For a $1.5 million Sydney house in 2026, a realistic commission range is 1.8% to 2.2% inclusive of GST — about $27,000 to $33,000 in total. The actual rate inside that band depends mainly on suburb and agency type. A boutique single-office agency in an outer suburb might quote at the lower end; a national chain in a competitive inner-east or lower-north-shore patch might open at the higher end. Anything above 2.5% on a $1.5 million property should be challenged, and anything below 1.6% is unusual and worth probing — sometimes a very low headline rate is paired with a high marketing budget or restrictive agreement terms. Always compare on all-in cost (commission plus marketing plus auctioneer fee) rather than the percentage alone, and always get two or three competing quotes in writing before signing.

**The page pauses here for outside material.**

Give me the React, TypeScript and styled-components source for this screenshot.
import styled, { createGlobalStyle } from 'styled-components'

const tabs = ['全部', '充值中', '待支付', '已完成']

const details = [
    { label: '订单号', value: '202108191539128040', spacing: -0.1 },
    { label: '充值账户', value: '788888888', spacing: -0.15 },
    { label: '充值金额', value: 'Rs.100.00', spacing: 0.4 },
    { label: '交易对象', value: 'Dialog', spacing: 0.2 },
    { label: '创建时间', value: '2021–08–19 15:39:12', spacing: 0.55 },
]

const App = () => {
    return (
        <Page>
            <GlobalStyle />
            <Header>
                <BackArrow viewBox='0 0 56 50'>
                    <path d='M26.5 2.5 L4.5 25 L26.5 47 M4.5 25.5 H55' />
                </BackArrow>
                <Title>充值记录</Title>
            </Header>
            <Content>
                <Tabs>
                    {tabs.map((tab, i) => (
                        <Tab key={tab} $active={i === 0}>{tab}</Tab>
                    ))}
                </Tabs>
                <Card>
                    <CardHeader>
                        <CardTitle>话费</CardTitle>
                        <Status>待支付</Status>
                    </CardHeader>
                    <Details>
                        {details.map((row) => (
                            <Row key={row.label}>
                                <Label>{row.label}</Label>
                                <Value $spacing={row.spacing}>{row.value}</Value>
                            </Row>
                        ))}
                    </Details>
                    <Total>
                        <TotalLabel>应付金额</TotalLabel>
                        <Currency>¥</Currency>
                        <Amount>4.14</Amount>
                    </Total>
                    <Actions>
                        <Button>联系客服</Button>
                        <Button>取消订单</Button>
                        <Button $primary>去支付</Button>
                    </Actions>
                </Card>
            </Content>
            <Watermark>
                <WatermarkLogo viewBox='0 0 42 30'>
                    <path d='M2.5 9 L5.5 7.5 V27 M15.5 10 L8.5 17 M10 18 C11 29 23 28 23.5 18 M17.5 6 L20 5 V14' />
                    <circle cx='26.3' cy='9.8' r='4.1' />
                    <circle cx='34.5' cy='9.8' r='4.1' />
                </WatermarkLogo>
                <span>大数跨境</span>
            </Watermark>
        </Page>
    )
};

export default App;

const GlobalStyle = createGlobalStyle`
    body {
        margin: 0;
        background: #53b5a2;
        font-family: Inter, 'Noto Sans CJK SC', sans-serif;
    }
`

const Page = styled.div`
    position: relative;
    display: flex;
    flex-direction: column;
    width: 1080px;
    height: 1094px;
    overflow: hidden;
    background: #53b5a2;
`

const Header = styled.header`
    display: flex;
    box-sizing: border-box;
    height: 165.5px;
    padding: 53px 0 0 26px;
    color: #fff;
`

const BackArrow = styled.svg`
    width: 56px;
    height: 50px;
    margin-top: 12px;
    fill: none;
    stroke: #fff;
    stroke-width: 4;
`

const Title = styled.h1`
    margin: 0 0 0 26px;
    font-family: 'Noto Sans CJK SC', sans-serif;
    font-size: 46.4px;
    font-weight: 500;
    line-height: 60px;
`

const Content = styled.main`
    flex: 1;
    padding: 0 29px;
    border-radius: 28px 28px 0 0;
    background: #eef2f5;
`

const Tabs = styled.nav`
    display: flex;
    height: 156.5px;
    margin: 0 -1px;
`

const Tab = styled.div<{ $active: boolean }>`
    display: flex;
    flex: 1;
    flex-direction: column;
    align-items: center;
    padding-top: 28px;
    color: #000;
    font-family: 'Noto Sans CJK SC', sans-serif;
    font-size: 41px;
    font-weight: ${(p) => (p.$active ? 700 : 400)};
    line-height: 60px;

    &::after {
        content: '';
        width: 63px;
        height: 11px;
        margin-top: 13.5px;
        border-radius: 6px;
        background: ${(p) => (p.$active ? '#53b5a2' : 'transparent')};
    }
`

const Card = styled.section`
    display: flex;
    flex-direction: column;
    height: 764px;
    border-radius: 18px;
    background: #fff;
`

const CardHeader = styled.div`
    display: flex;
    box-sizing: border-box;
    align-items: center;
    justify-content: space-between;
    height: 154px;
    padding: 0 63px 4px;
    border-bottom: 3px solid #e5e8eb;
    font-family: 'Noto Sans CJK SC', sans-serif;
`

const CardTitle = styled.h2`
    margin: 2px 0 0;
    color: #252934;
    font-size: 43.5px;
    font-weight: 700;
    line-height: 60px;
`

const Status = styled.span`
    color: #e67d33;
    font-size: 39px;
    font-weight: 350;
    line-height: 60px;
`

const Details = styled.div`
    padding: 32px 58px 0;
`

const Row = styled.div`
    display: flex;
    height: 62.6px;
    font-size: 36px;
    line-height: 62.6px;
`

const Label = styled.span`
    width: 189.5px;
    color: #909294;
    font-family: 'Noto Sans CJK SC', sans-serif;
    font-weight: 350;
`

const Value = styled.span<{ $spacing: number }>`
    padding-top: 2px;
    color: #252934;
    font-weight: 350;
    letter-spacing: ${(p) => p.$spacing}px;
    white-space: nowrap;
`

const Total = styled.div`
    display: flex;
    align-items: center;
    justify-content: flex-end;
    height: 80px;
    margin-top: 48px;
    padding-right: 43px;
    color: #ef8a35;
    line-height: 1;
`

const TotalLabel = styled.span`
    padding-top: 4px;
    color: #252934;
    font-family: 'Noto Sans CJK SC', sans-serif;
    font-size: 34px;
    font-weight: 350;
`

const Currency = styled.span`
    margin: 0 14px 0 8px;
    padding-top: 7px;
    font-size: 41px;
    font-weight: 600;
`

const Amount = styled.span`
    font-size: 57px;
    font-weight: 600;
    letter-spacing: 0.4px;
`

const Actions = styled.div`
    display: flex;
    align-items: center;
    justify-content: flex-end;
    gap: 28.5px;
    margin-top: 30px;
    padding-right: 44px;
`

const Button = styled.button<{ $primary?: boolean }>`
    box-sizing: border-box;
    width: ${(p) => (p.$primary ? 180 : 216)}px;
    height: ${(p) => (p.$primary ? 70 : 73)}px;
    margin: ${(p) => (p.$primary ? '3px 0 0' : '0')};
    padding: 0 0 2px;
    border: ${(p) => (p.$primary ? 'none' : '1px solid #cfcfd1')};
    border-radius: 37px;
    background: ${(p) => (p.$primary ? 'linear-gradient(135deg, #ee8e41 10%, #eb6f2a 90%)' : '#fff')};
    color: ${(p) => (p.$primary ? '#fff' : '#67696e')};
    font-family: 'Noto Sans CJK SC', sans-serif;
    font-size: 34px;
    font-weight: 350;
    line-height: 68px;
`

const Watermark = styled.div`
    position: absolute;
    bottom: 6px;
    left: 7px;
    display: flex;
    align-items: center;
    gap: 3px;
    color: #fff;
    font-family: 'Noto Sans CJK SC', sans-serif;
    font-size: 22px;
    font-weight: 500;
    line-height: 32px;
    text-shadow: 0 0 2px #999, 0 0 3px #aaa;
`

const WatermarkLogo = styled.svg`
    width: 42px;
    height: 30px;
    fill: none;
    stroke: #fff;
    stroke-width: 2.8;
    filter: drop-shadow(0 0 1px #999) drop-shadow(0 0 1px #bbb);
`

Can I negotiate the commission rate?
Yes — and most Sydney vendors who don't negotiate leave money on the table. Agents typically quote at the top of their realistic range, expecting some pushback, and will move 0.2 to 0.4 percentage points on a competitive sale in most price brackets. The best leverage is a dual or triple interview where two or three agencies know they are competing for the listing in the same week, each presenting written quotes covering commission, marketing budget, and auctioneer fee. Other useful levers include being prepared to walk away to another agency, asking for a tiered structure with a meaningful bonus on uplift above target, and asking for the all-in fee in writing rather than just the headline percentage. On a $1.5 million sale, a 0.3 percentage-point reduction is $4,500 — worth one direct conversation.

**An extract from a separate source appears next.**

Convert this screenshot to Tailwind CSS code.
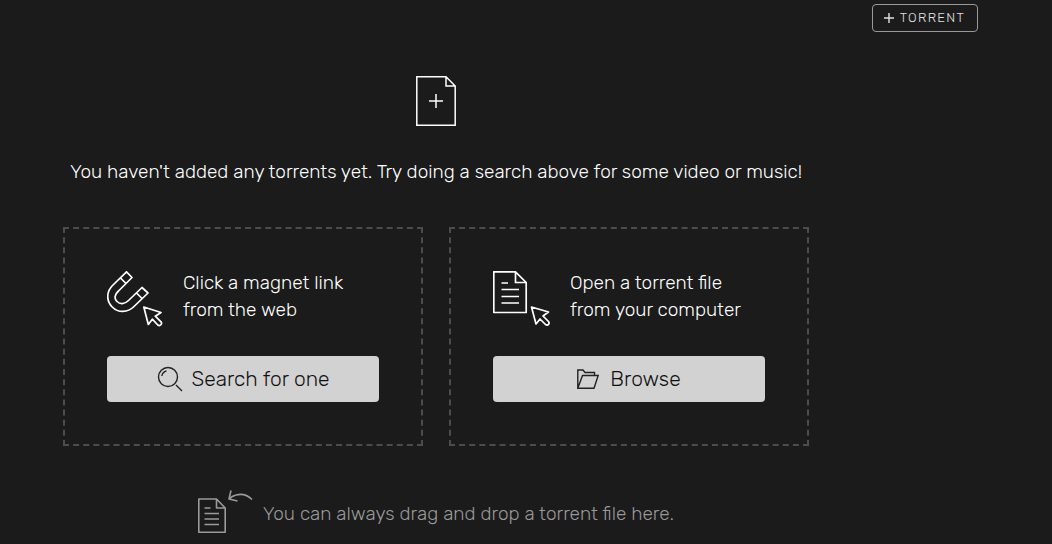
<!DOCTYPE html>
<html lang="en">
<head>
<meta charset="utf-8">
<meta name="viewport" content="width=device-width, initial-scale=1">
<title>Torrents</title>
<script src="https://cdn.jsdelivr.net/npm/@tailwindcss/browser@4"></script>
</head>
<body class="min-h-screen overflow-x-hidden bg-[#1b1b1b] font-['Rubik','Inter',sans-serif] font-light text-white">
<header class="flex justify-end pt-1 pr-[74px]">
  <button type="button" class="flex h-7 items-center gap-[6px] rounded border border-[#999] pr-3 pl-[11px] text-[13px] font-light tracking-widest text-[#e0e0e0]">
    <svg class="size-[10px]" viewBox="0 0 10 10" fill="none" stroke="currentColor" stroke-width="1.4" aria-hidden="true"><path d="M5 0v10M0 5h10"/></svg>
    <span>TORRENT</span>
  </button>
</header>
<main class="mr-[180px] flex flex-col items-center">
  <svg class="mt-11 h-[50px] w-10" viewBox="0 0 40 50" fill="none" stroke="#fff" stroke-width="1.5" aria-hidden="true">
    <path d="M.8.8H30L39.2 10V49.2H.8zM30 .8V10h9.2M20 18v14M13 25h14"/>
  </svg>
  <p class="mt-8 text-[19px] leading-7">You haven't added any torrents yet. Try doing a search above for some video or music!</p>
  <div class="mt-[41px] flex gap-[26px]">
    <section class="flex w-[360px] flex-col border-2 border-dashed border-[#4c4c4c] px-[42px] pt-10 pb-[42px]">
      <div class="flex items-start gap-5">
        <svg class="mt-[2px] h-14 w-14 shrink-0" viewBox="0 0 56 56" fill="none" stroke="#fff" stroke-width="1.7" stroke-linejoin="round" aria-hidden="true">
          <path d="M19.5.8 5.500 14.500C-.8 21-.8 30 5.200 36S20.500 42 27 35.500L41 22 35 16.500 21.500 29.500C17.500 33.500 13 33.500 10 30.500S7.500 23.500 11.500 20L25 6.500zM13.500 7 19 12.500M29.500 22 35.500 28"/>
          <path d="M36.800 36 41.300 53.500 45.300 48.200 50.800 54C53.300 55.500 55.500 53 54 50.800L48.300 45.200 54 41.500z"/>
        </svg>
        <p class="text-[19px] leading-[27px]">Click a magnet link<br>from the web</p>
      </div>
      <button type="button" class="mt-[29px] flex h-[46px] items-center justify-center gap-[9px] rounded bg-[#d2d2d2] text-[21px] font-light text-[#111]">
        <svg class="size-[26px]" viewBox="0 0 26 26" fill="none" stroke="#222" stroke-width="1.4" aria-hidden="true"><circle cx="11" cy="11" r="9.500"/><path d="M4.800 10Q5.500 6 9.500 4.800M19 19l6 6"/></svg>
        <span>Search for one</span>
      </button>
    </section>
    <section class="flex w-[360px] flex-col border-2 border-dashed border-[#4c4c4c] px-[42px] pt-10 pb-[42px]">
      <div class="flex items-start gap-5">
        <svg class="mt-[2px] h-14 w-[57px] shrink-0" viewBox="0 0 57 56" fill="none" stroke="#fff" stroke-width="1.7" stroke-linejoin="round" aria-hidden="true">
          <path d="M.8.8H22.500L33.200 11.500V41.500H.8zM22.500 .8V11.500H33.200M8.500 12H15M8.500 18.500H26M8.500 25.500H26M8.500 32H26"/>
          <path d="M38.500 36 43 53 47 48 52.500 53.500C55 55 57 52.500 55.500 50.500L50 45 55.500 41z"/>
        </svg>
        <p class="text-[19px] leading-[27px]">Open a torrent file<br>from your computer</p>
      </div>
      <button type="button" class="mt-[29px] flex h-[46px] items-center justify-center gap-[11px] rounded bg-[#d2d2d2] text-[21px] font-light text-[#111]">
        <svg class="h-5 w-[22px]" viewBox="0 0 22 20" fill="none" stroke="#222" stroke-width="1.400" aria-hidden="true"><path d="M.8 19.200V1H6L8 3.500H17.500V6.500M.8 19.200 5.500 6.500H21.200L17 19.200z"/></svg>
        <span>Browse</span>
      </button>
    </section>
  </div>
  <div class="mt-11 flex items-end gap-[10px] text-[#999]">
    <svg class="h-11 w-[55px]" viewBox="0 0 55 44" fill="none" stroke="#9a9a9a" stroke-width="1.600" stroke-linejoin="round" aria-hidden="true">
      <path d="M.8 9H18.500L27.200 18V42.200H.8zM18.500 9V18H27.200M6.500 18H12.500M6.500 23.500H21M6.500 29H21M6.500 34.500H21"/>
      <path d="M54 9.500Q47 2.500 38 5Q34 6 31 9M33 .5 31 9 39.500 11"/>
    </svg>
    <p class="pb-[6px] text-[19px] leading-7">You can always drag and drop a torrent file here.</p>
  </div>
</main>
</body>
</html>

Do I have to pay the marketing budget if my house doesn't sell?
In almost every case, yes. The marketing budget is a vendor-paid cost that funds the campaign itself — signboard, portal listings, photography, copywriting, social ads — and the agent commits to those costs on your behalf at the start of the campaign. If the property doesn't sell, those expenses have already been spent and the agent will still expect to be reimbursed under the terms of the agency agreement. Some agents offer marketing finance arrangements where the cost is added to settlement and only paid out of sale proceeds, but you remain liable for it if the sale falls through. A small number of agencies offer no-sale-no-marketing-fee deals as a competitive offer, particularly in slower markets, but they're the exception rather than the rule. Read the marketing clause carefully and ask explicitly: "If the property does not sell, what do I owe?"
How do I know if I'm being overquoted to win the listing?

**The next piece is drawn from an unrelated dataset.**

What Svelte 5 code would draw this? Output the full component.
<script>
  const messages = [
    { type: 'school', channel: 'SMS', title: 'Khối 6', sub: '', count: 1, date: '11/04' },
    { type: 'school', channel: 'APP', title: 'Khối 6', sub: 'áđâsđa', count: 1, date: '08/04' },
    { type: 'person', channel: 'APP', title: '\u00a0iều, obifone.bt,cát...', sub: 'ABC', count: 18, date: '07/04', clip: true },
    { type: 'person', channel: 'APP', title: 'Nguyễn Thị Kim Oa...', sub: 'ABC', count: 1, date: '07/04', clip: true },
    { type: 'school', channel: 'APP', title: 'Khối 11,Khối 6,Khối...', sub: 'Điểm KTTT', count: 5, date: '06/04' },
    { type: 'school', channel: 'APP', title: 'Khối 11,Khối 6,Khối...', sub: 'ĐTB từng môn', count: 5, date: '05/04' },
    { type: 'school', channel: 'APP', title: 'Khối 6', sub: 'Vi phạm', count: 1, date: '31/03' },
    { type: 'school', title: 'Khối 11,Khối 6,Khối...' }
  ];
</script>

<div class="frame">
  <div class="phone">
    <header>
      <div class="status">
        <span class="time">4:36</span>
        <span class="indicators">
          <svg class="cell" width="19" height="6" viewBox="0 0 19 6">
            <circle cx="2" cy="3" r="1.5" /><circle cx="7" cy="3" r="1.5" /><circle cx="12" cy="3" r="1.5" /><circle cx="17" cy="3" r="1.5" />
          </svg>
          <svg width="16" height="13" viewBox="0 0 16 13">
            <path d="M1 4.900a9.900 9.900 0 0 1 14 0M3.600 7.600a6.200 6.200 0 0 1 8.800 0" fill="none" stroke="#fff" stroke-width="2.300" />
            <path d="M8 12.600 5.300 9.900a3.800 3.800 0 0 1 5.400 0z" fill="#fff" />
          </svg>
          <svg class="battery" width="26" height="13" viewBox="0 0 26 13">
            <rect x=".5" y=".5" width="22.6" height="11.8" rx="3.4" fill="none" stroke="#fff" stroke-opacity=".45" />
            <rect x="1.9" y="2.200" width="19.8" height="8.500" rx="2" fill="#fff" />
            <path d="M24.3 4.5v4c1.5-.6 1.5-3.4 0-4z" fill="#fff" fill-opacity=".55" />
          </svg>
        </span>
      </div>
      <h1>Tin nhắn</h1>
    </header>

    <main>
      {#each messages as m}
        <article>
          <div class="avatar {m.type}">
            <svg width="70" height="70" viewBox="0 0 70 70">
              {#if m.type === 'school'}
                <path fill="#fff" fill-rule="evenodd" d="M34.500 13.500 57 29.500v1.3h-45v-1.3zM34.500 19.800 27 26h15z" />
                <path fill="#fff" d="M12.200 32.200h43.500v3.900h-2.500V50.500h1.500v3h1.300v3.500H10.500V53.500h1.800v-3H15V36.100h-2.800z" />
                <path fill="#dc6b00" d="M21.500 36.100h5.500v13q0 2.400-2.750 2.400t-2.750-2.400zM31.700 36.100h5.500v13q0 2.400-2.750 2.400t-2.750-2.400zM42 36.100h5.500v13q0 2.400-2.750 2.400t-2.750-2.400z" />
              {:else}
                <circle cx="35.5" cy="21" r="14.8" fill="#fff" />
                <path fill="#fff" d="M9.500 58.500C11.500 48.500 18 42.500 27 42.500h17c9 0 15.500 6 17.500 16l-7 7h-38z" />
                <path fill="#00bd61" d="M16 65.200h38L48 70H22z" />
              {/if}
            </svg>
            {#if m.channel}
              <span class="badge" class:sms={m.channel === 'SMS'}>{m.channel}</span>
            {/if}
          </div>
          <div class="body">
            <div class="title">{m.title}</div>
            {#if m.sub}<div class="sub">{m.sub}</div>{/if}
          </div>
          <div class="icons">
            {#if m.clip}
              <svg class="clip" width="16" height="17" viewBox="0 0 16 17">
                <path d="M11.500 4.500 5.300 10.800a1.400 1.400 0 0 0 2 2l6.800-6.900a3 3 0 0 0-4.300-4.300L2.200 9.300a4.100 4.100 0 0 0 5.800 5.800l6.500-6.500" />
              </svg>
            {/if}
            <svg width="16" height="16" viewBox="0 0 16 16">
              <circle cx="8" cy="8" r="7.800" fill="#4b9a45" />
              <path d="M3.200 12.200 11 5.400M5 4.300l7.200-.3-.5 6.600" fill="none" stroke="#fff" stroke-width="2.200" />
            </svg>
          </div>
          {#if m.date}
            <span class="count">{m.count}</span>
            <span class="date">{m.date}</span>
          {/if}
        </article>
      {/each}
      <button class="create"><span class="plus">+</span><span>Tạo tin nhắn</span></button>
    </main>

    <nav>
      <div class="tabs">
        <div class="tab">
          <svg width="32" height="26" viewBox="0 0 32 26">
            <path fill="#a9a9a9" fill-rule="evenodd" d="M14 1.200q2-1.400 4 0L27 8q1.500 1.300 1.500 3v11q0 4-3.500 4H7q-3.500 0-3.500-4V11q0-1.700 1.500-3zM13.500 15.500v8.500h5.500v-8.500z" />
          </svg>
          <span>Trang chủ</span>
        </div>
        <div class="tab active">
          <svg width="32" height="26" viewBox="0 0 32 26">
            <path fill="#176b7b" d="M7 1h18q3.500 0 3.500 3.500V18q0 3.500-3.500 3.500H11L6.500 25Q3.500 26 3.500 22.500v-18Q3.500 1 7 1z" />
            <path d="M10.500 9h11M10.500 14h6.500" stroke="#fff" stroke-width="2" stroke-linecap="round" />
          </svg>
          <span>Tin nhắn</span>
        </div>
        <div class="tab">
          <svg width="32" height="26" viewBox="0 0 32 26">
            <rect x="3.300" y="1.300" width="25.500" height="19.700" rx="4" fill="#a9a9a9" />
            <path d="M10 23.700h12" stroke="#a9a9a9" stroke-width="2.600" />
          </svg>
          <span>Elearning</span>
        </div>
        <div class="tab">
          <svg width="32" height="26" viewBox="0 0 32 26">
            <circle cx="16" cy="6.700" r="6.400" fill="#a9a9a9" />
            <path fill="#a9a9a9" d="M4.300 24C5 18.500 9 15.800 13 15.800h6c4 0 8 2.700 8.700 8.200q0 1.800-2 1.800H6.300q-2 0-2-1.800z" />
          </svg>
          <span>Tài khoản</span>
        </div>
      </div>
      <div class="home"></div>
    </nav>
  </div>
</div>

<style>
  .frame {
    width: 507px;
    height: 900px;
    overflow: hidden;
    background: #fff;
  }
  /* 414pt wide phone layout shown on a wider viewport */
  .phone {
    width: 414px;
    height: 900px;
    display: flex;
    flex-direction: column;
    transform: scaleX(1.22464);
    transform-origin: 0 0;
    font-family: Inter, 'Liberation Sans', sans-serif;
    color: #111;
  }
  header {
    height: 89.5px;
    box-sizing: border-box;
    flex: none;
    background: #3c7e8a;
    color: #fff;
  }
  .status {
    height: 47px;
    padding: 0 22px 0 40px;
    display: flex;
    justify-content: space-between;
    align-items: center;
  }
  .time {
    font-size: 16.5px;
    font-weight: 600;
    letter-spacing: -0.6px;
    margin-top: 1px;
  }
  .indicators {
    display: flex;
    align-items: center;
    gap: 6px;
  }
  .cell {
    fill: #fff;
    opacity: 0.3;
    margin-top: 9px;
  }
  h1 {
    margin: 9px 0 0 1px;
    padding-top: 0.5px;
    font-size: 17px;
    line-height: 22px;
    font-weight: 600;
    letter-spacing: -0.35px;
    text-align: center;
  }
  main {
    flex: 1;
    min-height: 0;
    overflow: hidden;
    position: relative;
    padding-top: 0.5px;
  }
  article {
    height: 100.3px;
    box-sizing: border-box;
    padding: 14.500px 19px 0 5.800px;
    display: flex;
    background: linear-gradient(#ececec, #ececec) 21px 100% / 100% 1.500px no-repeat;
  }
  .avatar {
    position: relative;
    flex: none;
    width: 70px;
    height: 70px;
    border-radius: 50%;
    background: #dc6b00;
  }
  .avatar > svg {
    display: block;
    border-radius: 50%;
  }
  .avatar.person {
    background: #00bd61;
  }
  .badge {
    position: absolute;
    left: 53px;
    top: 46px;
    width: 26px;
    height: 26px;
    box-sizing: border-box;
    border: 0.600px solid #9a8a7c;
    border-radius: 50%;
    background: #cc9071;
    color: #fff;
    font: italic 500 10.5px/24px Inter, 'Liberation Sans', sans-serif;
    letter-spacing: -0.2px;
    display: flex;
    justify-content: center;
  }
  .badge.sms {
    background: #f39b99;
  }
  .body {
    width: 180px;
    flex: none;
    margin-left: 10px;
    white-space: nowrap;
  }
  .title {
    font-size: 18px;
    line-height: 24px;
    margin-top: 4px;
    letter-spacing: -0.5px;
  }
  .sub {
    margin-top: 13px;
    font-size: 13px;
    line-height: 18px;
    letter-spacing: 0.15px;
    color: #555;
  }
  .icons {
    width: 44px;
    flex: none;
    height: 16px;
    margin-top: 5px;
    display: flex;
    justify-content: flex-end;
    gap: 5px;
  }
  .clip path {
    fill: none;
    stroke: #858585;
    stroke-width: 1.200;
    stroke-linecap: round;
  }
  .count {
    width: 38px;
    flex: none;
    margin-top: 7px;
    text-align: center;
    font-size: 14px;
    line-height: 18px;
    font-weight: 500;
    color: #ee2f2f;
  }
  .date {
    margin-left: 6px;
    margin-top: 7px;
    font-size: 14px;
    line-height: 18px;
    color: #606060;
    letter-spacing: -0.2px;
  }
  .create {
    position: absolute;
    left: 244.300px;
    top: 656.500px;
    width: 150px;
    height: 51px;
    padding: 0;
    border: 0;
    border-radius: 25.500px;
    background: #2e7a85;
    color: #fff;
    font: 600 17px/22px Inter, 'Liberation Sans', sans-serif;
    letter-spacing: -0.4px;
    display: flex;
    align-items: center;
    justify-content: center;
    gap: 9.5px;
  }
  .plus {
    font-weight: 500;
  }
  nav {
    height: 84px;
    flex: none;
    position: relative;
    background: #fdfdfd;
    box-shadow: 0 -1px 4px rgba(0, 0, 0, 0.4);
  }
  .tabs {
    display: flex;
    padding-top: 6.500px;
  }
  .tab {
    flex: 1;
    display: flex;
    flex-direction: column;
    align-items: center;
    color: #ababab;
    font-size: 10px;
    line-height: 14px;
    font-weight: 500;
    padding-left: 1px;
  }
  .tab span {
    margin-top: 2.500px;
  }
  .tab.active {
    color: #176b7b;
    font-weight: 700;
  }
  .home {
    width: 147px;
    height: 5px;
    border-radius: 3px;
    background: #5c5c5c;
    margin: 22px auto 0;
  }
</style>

The defence is to demand evidence. Ask every agent who appraises your property for the comparable sales they used to arrive at their estimated range — by address, sale date, and sale price — in writing. The Property and Stock Agents Act 2002 (NSW) requires the agent's price estimate to be evidence-based, and a genuine appraisal will be backed by three to six comparable sales from the last 90 days, in the same suburb, of the same dwelling type, with similar features. If one agent's estimate is materially higher than the others and they cannot point to comparables justifying it, you are likely being soft-overquoted to win the listing. The follow-up move is to call the agent on it directly: ask why their range is higher and which comparable supports the top of the range. A genuine agent will answer; an overquoting agent will deflect.
What's the difference between sole agency and general agency?
Sole (or exclusive) agency means one agency has the exclusive right to market and sell your property for an agreed term, typically 60 to 90 days. The agent earns commission no matter who introduces the buyer during that term, subject to the wording of the agreement. General agency means several agencies can market the property at once, and commission is paid only to the agency that introduces the eventual buyer. In practice almost all Sydney sales use sole agency — most quality agents will not invest in a full campaign on a property they might not be paid for, and a general agency often produces less effort from each agency rather than more. Sole agency also gives you one accountable point of contact and a single, focused campaign. General agency only really makes sense in narrow situations — typically a slow-moving niche property where you want maximum exposure without an exclusive commitment.
Are bonus commissions worth offering?
Sometimes — but only when the bonus structure is set honestly. A bonus commission (the tiered structure with a higher rate on dollars above an agreed target price) can genuinely align the agent's incentive with pushing past your reserve, and on a strong property in a hot market it can produce a meaningfully higher sale price. The trap is in how the target is set. If you let the agent quote an inflated target that makes the bonus almost unreachable, the structure is theatre and you'll end up paying the base rate on a sale that could have done better. If the target is set realistically — at or just above your honest reserve — the bonus rate can do its job. Set the target yourself based on comparable sales evidence, make the bonus rate meaningful (15% to 25% on uplift is typical in Sydney), and put it all in writing inside the agency agreement.
Can I sack my agent before the agreement expires?
It depends entirely on the agreement and the timing. If you are still inside the one-business-day cooling-off window under section 59 of the Property and Stock Agents Act 2002 (NSW), you can withdraw from a sole or exclusive agency agreement at no cost. After cooling-off, terminating an exclusive agreement mid-term usually requires either mutual agreement with the agent (rare without paying out the marketing budget and sometimes part of the expected commission) or a demonstrable breach by the agent — failure to follow your reasonable instructions, repeated misleading conduct, or a serious campaign failure. Many sole agreements also have a "holdover" clause: after the formal term ends, the agent may still be entitled to commission if a buyer they introduced during the term ends up buying afterwards. Always read the termination and holdover clauses carefully before signing, and have a conveyancer review them if anything reads ambiguously.